------ RECORD EXCERPTS ------

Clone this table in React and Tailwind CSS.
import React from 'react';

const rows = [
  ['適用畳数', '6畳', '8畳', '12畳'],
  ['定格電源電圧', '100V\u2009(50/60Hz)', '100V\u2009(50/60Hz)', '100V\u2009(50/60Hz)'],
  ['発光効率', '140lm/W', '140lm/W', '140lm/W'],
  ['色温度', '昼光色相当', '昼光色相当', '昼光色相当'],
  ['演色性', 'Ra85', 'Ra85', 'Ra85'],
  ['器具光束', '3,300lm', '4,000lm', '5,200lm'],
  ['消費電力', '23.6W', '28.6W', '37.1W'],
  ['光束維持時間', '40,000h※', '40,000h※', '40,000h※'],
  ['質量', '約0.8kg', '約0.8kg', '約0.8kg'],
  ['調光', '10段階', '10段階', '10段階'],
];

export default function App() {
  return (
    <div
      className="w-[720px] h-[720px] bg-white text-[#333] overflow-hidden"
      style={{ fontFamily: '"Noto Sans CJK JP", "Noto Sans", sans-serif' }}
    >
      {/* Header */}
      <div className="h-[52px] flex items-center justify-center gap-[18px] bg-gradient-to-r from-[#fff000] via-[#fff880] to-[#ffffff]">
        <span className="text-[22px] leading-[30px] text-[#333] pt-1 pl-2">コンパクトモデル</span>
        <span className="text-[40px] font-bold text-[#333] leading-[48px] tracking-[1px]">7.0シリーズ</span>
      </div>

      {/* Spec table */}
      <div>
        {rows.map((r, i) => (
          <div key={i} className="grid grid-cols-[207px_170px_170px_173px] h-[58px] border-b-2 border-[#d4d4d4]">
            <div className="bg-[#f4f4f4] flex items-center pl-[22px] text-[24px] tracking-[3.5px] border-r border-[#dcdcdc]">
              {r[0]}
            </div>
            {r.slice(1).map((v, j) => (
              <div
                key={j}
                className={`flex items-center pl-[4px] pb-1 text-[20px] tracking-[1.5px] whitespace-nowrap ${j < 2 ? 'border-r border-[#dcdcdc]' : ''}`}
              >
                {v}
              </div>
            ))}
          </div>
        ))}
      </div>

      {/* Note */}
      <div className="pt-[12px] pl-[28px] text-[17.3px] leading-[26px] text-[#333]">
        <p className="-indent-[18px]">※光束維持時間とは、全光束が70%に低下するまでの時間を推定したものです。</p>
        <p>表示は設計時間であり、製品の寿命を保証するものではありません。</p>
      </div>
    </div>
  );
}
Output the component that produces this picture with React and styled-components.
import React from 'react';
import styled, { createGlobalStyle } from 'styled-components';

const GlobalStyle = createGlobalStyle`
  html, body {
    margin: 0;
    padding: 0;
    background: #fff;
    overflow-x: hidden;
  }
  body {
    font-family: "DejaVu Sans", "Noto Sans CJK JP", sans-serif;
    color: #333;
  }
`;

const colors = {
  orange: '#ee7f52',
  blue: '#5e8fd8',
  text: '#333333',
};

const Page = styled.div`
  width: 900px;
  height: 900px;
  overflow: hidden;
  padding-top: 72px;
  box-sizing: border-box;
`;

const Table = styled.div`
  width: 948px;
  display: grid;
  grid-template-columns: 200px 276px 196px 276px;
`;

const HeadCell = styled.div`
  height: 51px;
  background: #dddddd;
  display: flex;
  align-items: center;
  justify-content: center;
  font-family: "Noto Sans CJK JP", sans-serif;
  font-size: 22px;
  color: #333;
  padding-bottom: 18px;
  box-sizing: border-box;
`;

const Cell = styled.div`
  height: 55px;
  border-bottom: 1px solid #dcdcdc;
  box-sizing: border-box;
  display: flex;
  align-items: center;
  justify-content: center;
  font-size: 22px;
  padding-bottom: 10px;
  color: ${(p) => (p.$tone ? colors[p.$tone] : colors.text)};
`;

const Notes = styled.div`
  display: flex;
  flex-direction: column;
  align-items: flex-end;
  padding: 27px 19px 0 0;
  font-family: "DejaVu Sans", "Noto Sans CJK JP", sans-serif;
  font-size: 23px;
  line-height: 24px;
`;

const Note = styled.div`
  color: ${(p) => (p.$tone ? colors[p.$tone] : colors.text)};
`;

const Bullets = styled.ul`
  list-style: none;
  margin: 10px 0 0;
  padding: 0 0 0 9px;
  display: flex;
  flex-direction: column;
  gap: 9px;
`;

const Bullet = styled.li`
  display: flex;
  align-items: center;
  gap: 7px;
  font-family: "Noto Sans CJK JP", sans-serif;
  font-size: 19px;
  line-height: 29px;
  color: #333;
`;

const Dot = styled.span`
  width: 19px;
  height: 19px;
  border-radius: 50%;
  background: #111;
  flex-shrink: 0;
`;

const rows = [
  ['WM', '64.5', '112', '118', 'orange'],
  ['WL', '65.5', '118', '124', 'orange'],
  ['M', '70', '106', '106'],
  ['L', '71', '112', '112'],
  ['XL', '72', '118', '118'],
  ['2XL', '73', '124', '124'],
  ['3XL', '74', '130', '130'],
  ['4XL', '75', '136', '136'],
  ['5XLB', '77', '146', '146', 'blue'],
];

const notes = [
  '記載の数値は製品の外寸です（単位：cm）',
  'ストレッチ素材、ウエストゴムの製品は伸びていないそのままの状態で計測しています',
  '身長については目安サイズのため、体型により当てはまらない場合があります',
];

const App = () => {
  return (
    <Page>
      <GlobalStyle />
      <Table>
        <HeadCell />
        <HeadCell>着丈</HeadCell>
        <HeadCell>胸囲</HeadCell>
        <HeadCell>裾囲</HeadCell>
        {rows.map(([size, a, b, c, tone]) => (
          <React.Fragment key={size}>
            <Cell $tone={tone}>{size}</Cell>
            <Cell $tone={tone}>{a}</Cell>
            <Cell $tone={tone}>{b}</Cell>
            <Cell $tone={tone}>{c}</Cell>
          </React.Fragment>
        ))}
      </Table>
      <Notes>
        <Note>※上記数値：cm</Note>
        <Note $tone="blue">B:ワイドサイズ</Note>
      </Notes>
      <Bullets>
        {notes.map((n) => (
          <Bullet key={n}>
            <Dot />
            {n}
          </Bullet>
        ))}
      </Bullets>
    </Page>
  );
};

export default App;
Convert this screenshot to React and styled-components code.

------

AIM: Reproduce each entry above exactly, keeping every word.

WRITTEN REPLY:
Clone this table in React and Tailwind CSS.
import React from 'react';

const rows = [
  ['適用畳数', '6畳', '8畳', '12畳'],
  ['定格電源電圧', '100V\u2009(50/60Hz)', '100V\u2009(50/60Hz)', '100V\u2009(50/60Hz)'],
  ['発光効率', '140lm/W', '140lm/W', '140lm/W'],
  ['色温度', '昼光色相当', '昼光色相当', '昼光色相当'],
  ['演色性', 'Ra85', 'Ra85', 'Ra85'],
  ['器具光束', '3,300lm', '4,000lm', '5,200lm'],
  ['消費電力', '23.6W', '28.6W', '37.1W'],
  ['光束維持時間', '40,000h※', '40,000h※', '40,000h※'],
  ['質量', '約0.8kg', '約0.8kg', '約0.8kg'],
  ['調光', '10段階', '10段階', '10段階'],
];

export default function App() {
  return (
    <div
      className="w-[720px] h-[720px] bg-white text-[#333] overflow-hidden"
      style={{ fontFamily: '"Noto Sans CJK JP", "Noto Sans", sans-serif' }}
    >
      {/* Header */}
      <div className="h-[52px] flex items-center justify-center gap-[18px] bg-gradient-to-r from-[#fff000] via-[#fff880] to-[#ffffff]">
        <span className="text-[22px] leading-[30px] text-[#333] pt-1 pl-2">コンパクトモデル</span>
        <span className="text-[40px] font-bold text-[#333] leading-[48px] tracking-[1px]">7.0シリーズ</span>
      </div>

      {/* Spec table */}
      <div>
        {rows.map((r, i) => (
          <div key={i} className="grid grid-cols-[207px_170px_170px_173px] h-[58px] border-b-2 border-[#d4d4d4]">
            <div className="bg-[#f4f4f4] flex items-center pl-[22px] text-[24px] tracking-[3.5px] border-r border-[#dcdcdc]">
              {r[0]}
            </div>
            {r.slice(1).map((v, j) => (
              <div
                key={j}
                className={`flex items-center pl-[4px] pb-1 text-[20px] tracking-[1.5px] whitespace-nowrap ${j < 2 ? 'border-r border-[#dcdcdc]' : ''}`}
              >
                {v}
              </div>
            ))}
          </div>
        ))}
      </div>

      {/* Note */}
      <div className="pt-[12px] pl-[28px] text-[17.3px] leading-[26px] text-[#333]">
        <p className="-indent-[18px]">※光束維持時間とは、全光束が70%に低下するまでの時間を推定したものです。</p>
        <p>表示は設計時間であり、製品の寿命を保証するものではありません。</p>
      </div>
    </div>
  );
}
Output the component that produces this picture with React and styled-components.
import React from 'react';
import styled, { createGlobalStyle } from 'styled-components';

const GlobalStyle = createGlobalStyle`
  html, body {
    margin: 0;
    padding: 0;
    background: #fff;
    overflow-x: hidden;
  }
  body {
    font-family: "DejaVu Sans", "Noto Sans CJK JP", sans-serif;
    color: #333;
  }
`;

const colors = {
  orange: '#ee7f52',
  blue: '#5e8fd8',
  text: '#333333',
};

const Page = styled.div`
  width: 900px;
  height: 900px;
  overflow: hidden;
  padding-top: 72px;
  box-sizing: border-box;
`;

const Table = styled.div`
  width: 948px;
  display: grid;
  grid-template-columns: 200px 276px 196px 276px;
`;

const HeadCell = styled.div`
  height: 51px;
  background: #dddddd;
  display: flex;
  align-items: center;
  justify-content: center;
  font-family: "Noto Sans CJK JP", sans-serif;
  font-size: 22px;
  color: #333;
  padding-bottom: 18px;
  box-sizing: border-box;
`;

const Cell = styled.div`
  height: 55px;
  border-bottom: 1px solid #dcdcdc;
  box-sizing: border-box;
  display: flex;
  align-items: center;
  justify-content: center;
  font-size: 22px;
  padding-bottom: 10px;
  color: ${(p) => (p.$tone ? colors[p.$tone] : colors.text)};
`;

const Notes = styled.div`
  display: flex;
  flex-direction: column;
  align-items: flex-end;
  padding: 27px 19px 0 0;
  font-family: "DejaVu Sans", "Noto Sans CJK JP", sans-serif;
  font-size: 23px;
  line-height: 24px;
`;

const Note = styled.div`
  color: ${(p) => (p.$tone ? colors[p.$tone] : colors.text)};
`;

const Bullets = styled.ul`
  list-style: none;
  margin: 10px 0 0;
  padding: 0 0 0 9px;
  display: flex;
  flex-direction: column;
  gap: 9px;
`;

const Bullet = styled.li`
  display: flex;
  align-items: center;
  gap: 7px;
  font-family: "Noto Sans CJK JP", sans-serif;
  font-size: 19px;
  line-height: 29px;
  color: #333;
`;

const Dot = styled.span`
  width: 19px;
  height: 19px;
  border-radius: 50%;
  background: #111;
  flex-shrink: 0;
`;

const rows = [
  ['WM', '64.5', '112', '118', 'orange'],
  ['WL', '65.5', '118', '124', 'orange'],
  ['M', '70', '106', '106'],
  ['L', '71', '112', '112'],
  ['XL', '72', '118', '118'],
  ['2XL', '73', '124', '124'],
  ['3XL', '74', '130', '130'],
  ['4XL', '75', '136', '136'],
  ['5XLB', '77', '146', '146', 'blue'],
];

const notes = [
  '記載の数値は製品の外寸です（単位：cm）',
  'ストレッチ素材、ウエストゴムの製品は伸びていないそのままの状態で計測しています',
  '身長については目安サイズのため、体型により当てはまらない場合があります',
];

const App = () => {
  return (
    <Page>
      <GlobalStyle />
      <Table>
        <HeadCell />
        <HeadCell>着丈</HeadCell>
        <HeadCell>胸囲</HeadCell>
        <HeadCell>裾囲</HeadCell>
        {rows.map(([size, a, b, c, tone]) => (
          <React.Fragment key={size}>
            <Cell $tone={tone}>{size}</Cell>
            <Cell $tone={tone}>{a}</Cell>
            <Cell $tone={tone}>{b}</Cell>
            <Cell $tone={tone}>{c}</Cell>
          </React.Fragment>
        ))}
      </Table>
      <Notes>
        <Note>※上記数値：cm</Note>
        <Note $tone="blue">B:ワイドサイズ</Note>
      </Notes>
      <Bullets>
        {notes.map((n) => (
          <Bullet key={n}>
            <Dot />
            {n}
          </Bullet>
        ))}
      </Bullets>
    </Page>
  );
};

export default App;
Convert this screenshot to React and styled-components code.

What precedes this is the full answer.